======== Available data
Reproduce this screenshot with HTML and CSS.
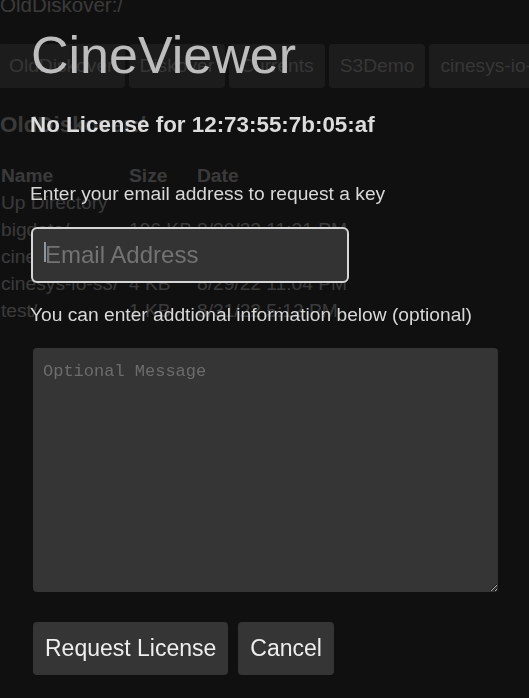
FILE: index.html
```html
<!DOCTYPE html>
<html lang="en">
<head>
<meta charset="utf-8">
<title>CineViewer</title>
<link rel="stylesheet" href="styles.css">
</head>
<body>
<div class="page">
  <div class="path">OldDiskover:/</div>
  <nav class="tabs">
    <span class="tab">OldDiskover</span>
    <span class="tab">Diskover</span>
    <span class="tab">Currents</span>
    <span class="tab">S3Demo</span>
    <span class="tab">cinesys-io-gcp</span>
  </nav>
  <h3 class="heading">OldDiskover:/</h3>
  <table class="files">
    <colgroup><col class="c-name"><col class="c-size"><col class="c-date"></colgroup>
    <thead><tr><th>Name</th><th>Size</th><th>Date</th></tr></thead>
    <tbody>
      <tr><td>Up Directory</td><td></td><td></td></tr>
      <tr><td>bigdata/</td><td>196 KB</td><td>8/30/22 11:31 PM</td></tr>
      <tr><td>cinedemo/</td><td>8 KB</td><td>8/29/22 10:12 PM</td></tr>
      <tr><td>cinesys-io-s3/</td><td>4 KB</td><td>8/29/22 11:04 PM</td></tr>
      <tr><td>test/</td><td>1 KB</td><td>8/31/22 5:12 PM</td></tr>
    </tbody>
  </table>
</div>

<div class="overlay">
  <div class="dialog">
    <h1 class="title">CineViewer</h1>
    <h3 class="status">No License for 12:73:55:7b:05:af</h3>
    <label class="label label-email" for="email">Enter your email address to request a key</label>
    <div class="field">
      <input id="email" class="email" type="text" placeholder="Email Address">
      <span class="caret"></span>
    </div>
    <label class="label label-msg" for="msg">You can enter addtional information below (optional)</label>
    <textarea id="msg" class="message" placeholder="Optional Message"></textarea>
    <div class="actions">
      <button class="btn" type="button">Request License</button>
      <button class="btn" type="button">Cancel</button>
    </div>
  </div>
</div>
</body>
</html>
```

FILE: styles.css
```css
html, body {
  margin: 0;
  padding: 0;
  background: #363636;
  overflow: hidden;
}

body {
  font-family: "Liberation Sans", Arial, sans-serif;
  color: #c4c4c4;
  width: 529px;
  height: 698px;
}

.page {
  font-size: 19.2px;
}

.path {
  font-size: 20.5px;
  line-height: 24px;
  margin-top: -7px;
  white-space: nowrap;
}

.tabs {
  display: flex;
  gap: 4px;
  margin: 27px 0 0 -2px;
  white-space: nowrap;
}

.tab {
  flex: none;
  background: #5e5e5e;
  color: #b4b4b4;
  line-height: 22px;
  padding: 11px 11px;
  border-radius: 4px;
}

.heading {
  font-size: 22.4px;
  line-height: 26px;
  margin: 24px 0 0 0;
}

.files {
  border-collapse: collapse;
  margin-top: 24px;
  table-layout: fixed;
  width: 100%;
}

.c-name { width: 128px; }
.c-size { width: 68px; }

.files th,
.files td {
  text-align: left;
  padding: 0 0 0 1px;
  line-height: 27px;
  white-space: nowrap;
  overflow: visible;
}

.files th { font-weight: bold; }

.overlay {
  position: fixed;
  inset: 0;
  background: rgba(0, 0, 0, 0.7);
}

.dialog {
  display: flex;
  flex-direction: column;
  align-items: flex-start;
  padding: 25px 0 0 30px;
  width: 470px;
}

.title {
  font-size: 52px;
  line-height: 60px;
  font-weight: normal;
  color: #bdbdbd;
  margin: 0 0 0 1px;
}

.status {
  font-size: 22.4px;
  line-height: 26px;
  font-weight: bold;
  color: #dcdcdc;
  margin: 26.5px 0 0 0;
}

.label {
  font-size: 19.2px;
  line-height: 22px;
  color: #d8d8d8;
}

.label-email { margin-top: 45.5px; }
.label-msg { margin-top: 21px; }

.field {
  position: relative;
  margin: 22px 0 0 1px;
}

.email {
  display: block;
  box-sizing: border-box;
  width: 318px;
  height: 56px;
  border: 2px solid #d6d6d6;
  border-radius: 6px;
  background: #333333;
  color: #eeeeee;
  font-family: "Liberation Sans", Arial, sans-serif;
  font-size: 24px;
  padding: 0 0 0 12px;
  outline: none;
}

.email::placeholder { color: #737373; }

.caret {
  position: absolute;
  left: 13px;
  top: 15px;
  width: 2px;
  height: 20px;
  background: #8a96a4;
}

.message {
  display: block;
  box-sizing: border-box;
  margin: 22px 0 0 3px;
  width: 465px;
  height: 244px;
  border: none;
  border-radius: 4px;
  background: #353535;
  color: #dddddd;
  font-family: "Liberation Mono", "DejaVu Sans Mono", monospace;
  font-size: 17px;
  line-height: 20px;
  padding: 14px 10px 10px;
  resize: both;
  outline: none;
}

.message::placeholder { color: #6c6c6c; }

.actions {
  display: flex;
  gap: 10px;
  margin: 30px 0 0 3px;
}

.btn {
  font-family: "Liberation Sans", Arial, sans-serif;
  font-size: 23px;
  line-height: 27px;
  color: #eeeeee;
  background: #353535;
  border: none;
  border-radius: 4px;
  padding: 13px 12px;
  cursor: pointer;
}
```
================
**Task instructions**
Every line of the data should be copied as it stands, without the images.

**Expected answer**
Reproduce this screenshot with HTML and CSS.
FILE: index.html
```html
<!DOCTYPE html>
<html lang="en">
<head>
<meta charset="utf-8">
<title>CineViewer</title>
<link rel="stylesheet" href="styles.css">
</head>
<body>
<div class="page">
  <div class="path">OldDiskover:/</div>
  <nav class="tabs">
    <span class="tab">OldDiskover</span>
    <span class="tab">Diskover</span>
    <span class="tab">Currents</span>
    <span class="tab">S3Demo</span>
    <span class="tab">cinesys-io-gcp</span>
  </nav>
  <h3 class="heading">OldDiskover:/</h3>
  <table class="files">
    <colgroup><col class="c-name"><col class="c-size"><col class="c-date"></colgroup>
    <thead><tr><th>Name</th><th>Size</th><th>Date</th></tr></thead>
    <tbody>
      <tr><td>Up Directory</td><td></td><td></td></tr>
      <tr><td>bigdata/</td><td>196 KB</td><td>8/30/22 11:31 PM</td></tr>
      <tr><td>cinedemo/</td><td>8 KB</td><td>8/29/22 10:12 PM</td></tr>
      <tr><td>cinesys-io-s3/</td><td>4 KB</td><td>8/29/22 11:04 PM</td></tr>
      <tr><td>test/</td><td>1 KB</td><td>8/31/22 5:12 PM</td></tr>
    </tbody>
  </table>
</div>

<div class="overlay">
  <div class="dialog">
    <h1 class="title">CineViewer</h1>
    <h3 class="status">No License for 12:73:55:7b:05:af</h3>
    <label class="label label-email" for="email">Enter your email address to request a key</label>
    <div class="field">
      <input id="email" class="email" type="text" placeholder="Email Address">
      <span class="caret"></span>
    </div>
    <label class="label label-msg" for="msg">You can enter addtional information below (optional)</label>
    <textarea id="msg" class="message" placeholder="Optional Message"></textarea>
    <div class="actions">
      <button class="btn" type="button">Request License</button>
      <button class="btn" type="button">Cancel</button>
    </div>
  </div>
</div>
</body>
</html>
```

FILE: styles.css
```css
html, body {
  margin: 0;
  padding: 0;
  background: #363636;
  overflow: hidden;
}

body {
  font-family: "Liberation Sans", Arial, sans-serif;
  color: #c4c4c4;
  width: 529px;
  height: 698px;
}

.page {
  font-size: 19.2px;
}

.path {
  font-size: 20.5px;
  line-height: 24px;
  margin-top: -7px;
  white-space: nowrap;
}

.tabs {
  display: flex;
  gap: 4px;
  margin: 27px 0 0 -2px;
  white-space: nowrap;
}

.tab {
  flex: none;
  background: #5e5e5e;
  color: #b4b4b4;
  line-height: 22px;
  padding: 11px 11px;
  border-radius: 4px;
}

.heading {
  font-size: 22.4px;
  line-height: 26px;
  margin: 24px 0 0 0;
}

.files {
  border-collapse: collapse;
  margin-top: 24px;
  table-layout: fixed;
  width: 100%;
}

.c-name { width: 128px; }
.c-size { width: 68px; }

.files th,
.files td {
  text-align: left;
  padding: 0 0 0 1px;
  line-height: 27px;
  white-space: nowrap;
  overflow: visible;
}

.files th { font-weight: bold; }

.overlay {
  position: fixed;
  inset: 0;
  background: rgba(0, 0, 0, 0.7);
}

.dialog {
  display: flex;
  flex-direction: column;
  align-items: flex-start;
  padding: 25px 0 0 30px;
  width: 470px;
}

.title {
  font-size: 52px;
  line-height: 60px;
  font-weight: normal;
  color: #bdbdbd;
  margin: 0 0 0 1px;
}

.status {
  font-size: 22.4px;
  line-height: 26px;
  font-weight: bold;
  color: #dcdcdc;
  margin: 26.5px 0 0 0;
}

.label {
  font-size: 19.2px;
  line-height: 22px;
  color: #d8d8d8;
}

.label-email { margin-top: 45.5px; }
.label-msg { margin-top: 21px; }

.field {
  position: relative;
  margin: 22px 0 0 1px;
}

.email {
  display: block;
  box-sizing: border-box;
  width: 318px;
  height: 56px;
  border: 2px solid #d6d6d6;
  border-radius: 6px;
  background: #333333;
  color: #eeeeee;
  font-family: "Liberation Sans", Arial, sans-serif;
  font-size: 24px;
  padding: 0 0 0 12px;
  outline: none;
}

.email::placeholder { color: #737373; }

.caret {
  position: absolute;
  left: 13px;
  top: 15px;
  width: 2px;
  height: 20px;
  background: #8a96a4;
}

.message {
  display: block;
  box-sizing: border-box;
  margin: 22px 0 0 3px;
  width: 465px;
  height: 244px;
  border: none;
  border-radius: 4px;
  background: #353535;
  color: #dddddd;
  font-family: "Liberation Mono", "DejaVu Sans Mono", monospace;
  font-size: 17px;
  line-height: 20px;
  padding: 14px 10px 10px;
  resize: both;
  outline: none;
}

.message::placeholder { color: #6c6c6c; }

.actions {
  display: flex;
  gap: 10px;
  margin: 30px 0 0 3px;
}

.btn {
  font-family: "Liberation Sans", Arial, sans-serif;
  font-size: 23px;
  line-height: 27px;
  color: #eeeeee;
  background: #353535;
  border: none;
  border-radius: 4px;
  padding: 13px 12px;
  cursor: pointer;
}
```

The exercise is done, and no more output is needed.